The problem. Write out the material exactly, with the pictures left out.
★ ★ ★ ★
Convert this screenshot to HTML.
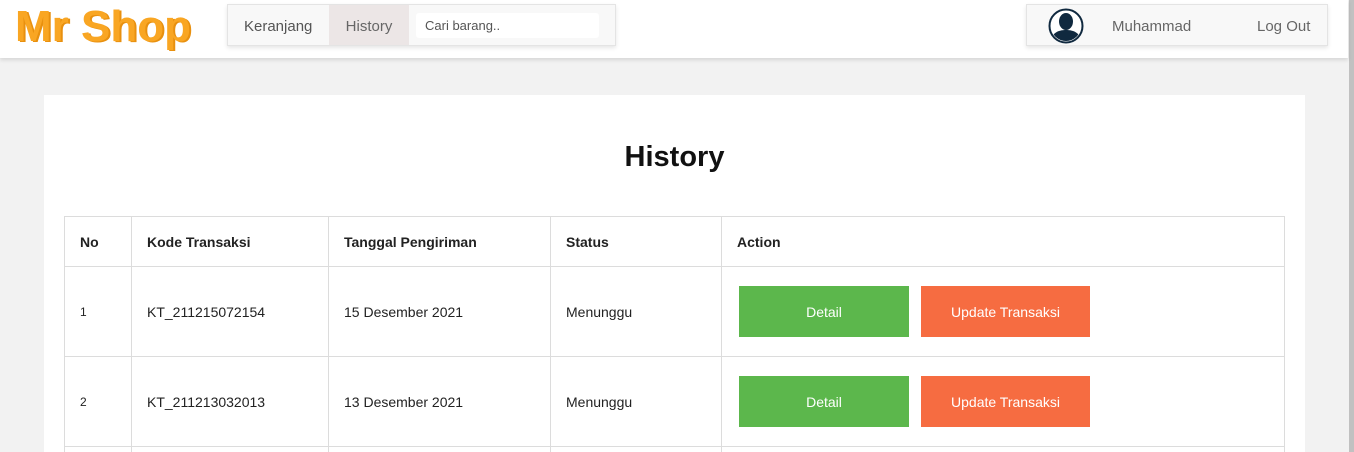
<!DOCTYPE html>
<html><head><meta charset="utf-8"><style>
*{box-sizing:border-box;margin:0;padding:0}
html,body{width:1354px;height:452px;overflow:hidden}
body{background:#f2f2f2;font-family:"Liberation Sans",sans-serif;position:relative}
.hdr{position:absolute;left:0;top:0;width:1348px;height:58px;background:#fff;box-shadow:0 2px 4px rgba(0,0,0,.12);z-index:2}
.logo{position:absolute;left:15px;top:2px;font-size:44px;font-weight:bold;color:#f9a623;text-shadow:2px 1px 0 #e8900f;line-height:50px}
.nav{position:absolute;left:227px;top:4px;width:389px;height:42px;background:#f8f8f8;border:1px solid #e4e4e4;box-shadow:0 2px 4px rgba(0,0,0,.1);font-size:15px;color:#555}
.nav span{position:absolute;top:0;line-height:44px}
.hist{left:101px;width:80px;height:40px;background:#ece6e6;text-align:center;color:#666}
.search{position:absolute;left:188px;top:8px;width:183px;height:25px;background:#fff;border-radius:3px;font-size:13px;color:#555;line-height:25px;padding-left:9px}
.user{position:absolute;left:1026px;top:4px;width:302px;height:42px;background:#f8f8f8;border:1px solid #e4e4e4;box-shadow:0 2px 4px rgba(0,0,0,.1);font-size:15px;color:#666}
.card{position:absolute;left:44px;top:95px;width:1261px;height:357px;background:#fff;overflow:hidden}
h1{position:absolute;left:0;width:100%;top:46px;text-align:center;font-size:29px;font-weight:bold;color:#111}
table{position:absolute;left:20px;top:121px;width:1221px;border-collapse:collapse;font-size:14px;color:#222}
td,th{border:1px solid #dcdcdc;text-align:left;padding-left:15px}
th{height:50px;font-weight:bold}
td{height:90px}
tr.last td{height:6px;border-bottom:none}
.btn{display:inline-block;width:170px;height:51px;line-height:53px;text-align:center;color:#fff;font-size:14px;vertical-align:middle}
.g{background:#5cb74c;margin-left:2px}.o{background:#f66c41;margin-left:12px;width:169px}
.sb{position:absolute;right:0;top:0;width:5px;height:452px;background:#c1c1c1}
</style></head><body>
<div class="hdr">
<div class="logo">Mr Shop</div>
<div class="nav"><span style="left:16px">Keranjang</span><span class="hist">History</span><div class="search">Cari barang..</div></div>
<div class="user">
<svg style="position:absolute;left:21px;top:3px" width="36" height="36" viewBox="0 0 36 36"><circle cx="18" cy="18" r="16.5" fill="#fff" stroke="#10293f" stroke-width="2"/><clipPath id="c"><circle cx="18" cy="18" r="15"/></clipPath><g clip-path="url(#c)" fill="#10293f"><ellipse cx="18" cy="13.5" rx="7" ry="8.5"/><path d="M2 36 C3 25 10 22 18 22 C26 22 33 25 34 36Z"/></g></svg>
<span style="position:absolute;left:85px;line-height:44px">Muhammad</span>
<span style="position:absolute;left:230px;line-height:44px">Log Out</span>
</div>
</div>
<div class="card">
<h1>History</h1>
<table>
<tr><th style="width:67px">No</th><th style="width:197px">Kode Transaksi</th><th style="width:222px">Tanggal Pengiriman</th><th style="width:171px">Status</th><th>Action</th></tr>
<tr><td style="font-size:12px">1</td><td>KT_211215072154</td><td>15 Desember 2021</td><td>Menunggu</td><td><span class="btn g">Detail</span><span class="btn o">Update Transaksi</span></td></tr>
<tr><td style="font-size:12px">2</td><td>KT_211213032013</td><td>13 Desember 2021</td><td>Menunggu</td><td><span class="btn g">Detail</span><span class="btn o">Update Transaksi</span></td></tr>
<tr class="last"><td></td><td></td><td></td><td></td><td></td></tr>
</table>
</div>
<div class="sb"></div>
</body></html>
★ ★ ★ ★
Worked answer.
Convert this screenshot to HTML.
<!DOCTYPE html>
<html><head><meta charset="utf-8"><style>
*{box-sizing:border-box;margin:0;padding:0}
html,body{width:1354px;height:452px;overflow:hidden}
body{background:#f2f2f2;font-family:"Liberation Sans",sans-serif;position:relative}
.hdr{position:absolute;left:0;top:0;width:1348px;height:58px;background:#fff;box-shadow:0 2px 4px rgba(0,0,0,.12);z-index:2}
.logo{position:absolute;left:15px;top:2px;font-size:44px;font-weight:bold;color:#f9a623;text-shadow:2px 1px 0 #e8900f;line-height:50px}
.nav{position:absolute;left:227px;top:4px;width:389px;height:42px;background:#f8f8f8;border:1px solid #e4e4e4;box-shadow:0 2px 4px rgba(0,0,0,.1);font-size:15px;color:#555}
.nav span{position:absolute;top:0;line-height:44px}
.hist{left:101px;width:80px;height:40px;background:#ece6e6;text-align:center;color:#666}
.search{position:absolute;left:188px;top:8px;width:183px;height:25px;background:#fff;border-radius:3px;font-size:13px;color:#555;line-height:25px;padding-left:9px}
.user{position:absolute;left:1026px;top:4px;width:302px;height:42px;background:#f8f8f8;border:1px solid #e4e4e4;box-shadow:0 2px 4px rgba(0,0,0,.1);font-size:15px;color:#666}
.card{position:absolute;left:44px;top:95px;width:1261px;height:357px;background:#fff;overflow:hidden}
h1{position:absolute;left:0;width:100%;top:46px;text-align:center;font-size:29px;font-weight:bold;color:#111}
table{position:absolute;left:20px;top:121px;width:1221px;border-collapse:collapse;font-size:14px;color:#222}
td,th{border:1px solid #dcdcdc;text-align:left;padding-left:15px}
th{height:50px;font-weight:bold}
td{height:90px}
tr.last td{height:6px;border-bottom:none}
.btn{display:inline-block;width:170px;height:51px;line-height:53px;text-align:center;color:#fff;font-size:14px;vertical-align:middle}
.g{background:#5cb74c;margin-left:2px}.o{background:#f66c41;margin-left:12px;width:169px}
.sb{position:absolute;right:0;top:0;width:5px;height:452px;background:#c1c1c1}
</style></head><body>
<div class="hdr">
<div class="logo">Mr Shop</div>
<div class="nav"><span style="left:16px">Keranjang</span><span class="hist">History</span><div class="search">Cari barang..</div></div>
<div class="user">
<svg style="position:absolute;left:21px;top:3px" width="36" height="36" viewBox="0 0 36 36"><circle cx="18" cy="18" r="16.5" fill="#fff" stroke="#10293f" stroke-width="2"/><clipPath id="c"><circle cx="18" cy="18" r="15"/></clipPath><g clip-path="url(#c)" fill="#10293f"><ellipse cx="18" cy="13.5" rx="7" ry="8.5"/><path d="M2 36 C3 25 10 22 18 22 C26 22 33 25 34 36Z"/></g></svg>
<span style="position:absolute;left:85px;line-height:44px">Muhammad</span>
<span style="position:absolute;left:230px;line-height:44px">Log Out</span>
</div>
</div>
<div class="card">
<h1>History</h1>
<table>
<tr><th style="width:67px">No</th><th style="width:197px">Kode Transaksi</th><th style="width:222px">Tanggal Pengiriman</th><th style="width:171px">Status</th><th>Action</th></tr>
<tr><td style="font-size:12px">1</td><td>KT_211215072154</td><td>15 Desember 2021</td><td>Menunggu</td><td><span class="btn g">Detail</span><span class="btn o">Update Transaksi</span></td></tr>
<tr><td style="font-size:12px">2</td><td>KT_211213032013</td><td>13 Desember 2021</td><td>Menunggu</td><td><span class="btn g">Detail</span><span class="btn o">Update Transaksi</span></td></tr>
<tr class="last"><td></td><td></td><td></td><td></td><td></td></tr>
</table>
</div>
<div class="sb"></div>
</body></html>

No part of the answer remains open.